Selon le régime actuel, tout propriétaire occupant une résidence principale ou secondaire est imposé sur un revenu notionnel ("la valeur locative"), correspondant au loyer qu'il pourrait toucher en louant son bien ; pour une résidence principale, elle est toutefois (parfois largement) inférieure aux loyers du marché.
En contrepartie, diverses déductions sont autorisées, notamment pour les frais d’entretien et les intérêts passifs. Ces derniers ne se limitent pas aux hypothèques : ils incluent aussi les dettes privées, telles que les crédits à la consommation ou prêts personnels. Ces déductions permettent une planification fiscale pour de nombreux contribuables, les propriétaires pouvant bénéficier du système si leurs déductions sont supérieures à la valeur locative imposée.
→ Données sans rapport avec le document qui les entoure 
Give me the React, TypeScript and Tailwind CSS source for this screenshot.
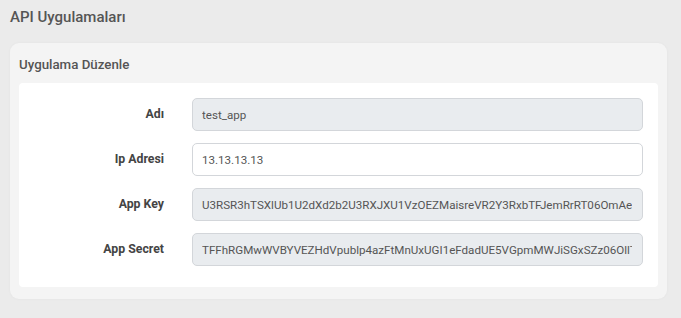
const rows = [
  { label: "Adı", value: "test_app", readOnly: true },
  { label: "Ip Adresi", value: "13.13.13.13", readOnly: false },
  { label: "App Key", value: "U3RSR3hTSXlUb1U2dXd2b2U3RXJXU1VzOEZMaisreVR2Y3RxbTFJemRrRT06OmAeWxQ2", readOnly: true },
  { label: "App Secret", value: "TFFhRGMwWVBYVEZHdVpublp4azFtMnUxUGI1eFdadUE5VGpmMWJiSGxSZz06OllTfQ8", readOnly: true },
];

export default function App() {
  return (
    <div className="min-h-[318px] w-full bg-[#ebebeb] px-[10px] pt-[5px] pb-[19px] font-['Roboto',sans-serif]">
      <h1 className="text-[15px] leading-[24px] font-medium text-[#555] mb-[14px]">API Uygulamaları</h1>

      <div className="w-[657px] rounded-[9px] bg-[#f4f4f4] px-[9px] pb-[12px] shadow-[0_0_3px_rgba(0,0,0,0.04)]">
        <div className="h-[40px] flex items-center text-[13.3px] font-medium text-[#555] pt-[3px]">Uygulama Düzenle</div>

        <div className="rounded-[4px] bg-white pt-[15px] pb-[21px] pr-[15px] flex flex-col gap-[12px]">
          {rows.map((r) => (
            <div key={r.label} className="flex items-center">
              <label className="w-[145px] shrink-0 text-right text-[12.3px] font-bold text-[#444]">{r.label}</label>
              <input
                value={r.value}
                readOnly
                className={`ml-[28px] flex-1 min-w-0 h-[33px] rounded-[5px] border border-[#d3d6da] pl-[9px] pr-[10px] text-[11.6px] text-[#555] outline-none ${r.readOnly ? "bg-[#e9ecef]" : "bg-white"}`}
              />
            </div>
          ))}
        </div>
      </div>
    </div>
  );
}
Par ailleurs, certains cantons prélèvent déjà un impôt immobilier (ou "impôt foncier") au niveau cantonal ou communal. À Genève par exemple, le canton prélève un impôt immobilier complémentaire. En règle générale, aucune distinction n'est faite entre les immeubles loués et ceux réservés à l'usage personnel ni entre les résidences principales et les résidences secondaires.
2. Modifications principales de la réforme
1. Suppression de l’imposition de la valeur locative
La réforme supprime intégralement l'imposition de la valeur locative. Les propriétaires occupant leur résidence principale ou secondaire ne devront donc plus déclarer ce revenu locatif notionnel dès l'entrée en vigueur de cette modification législative.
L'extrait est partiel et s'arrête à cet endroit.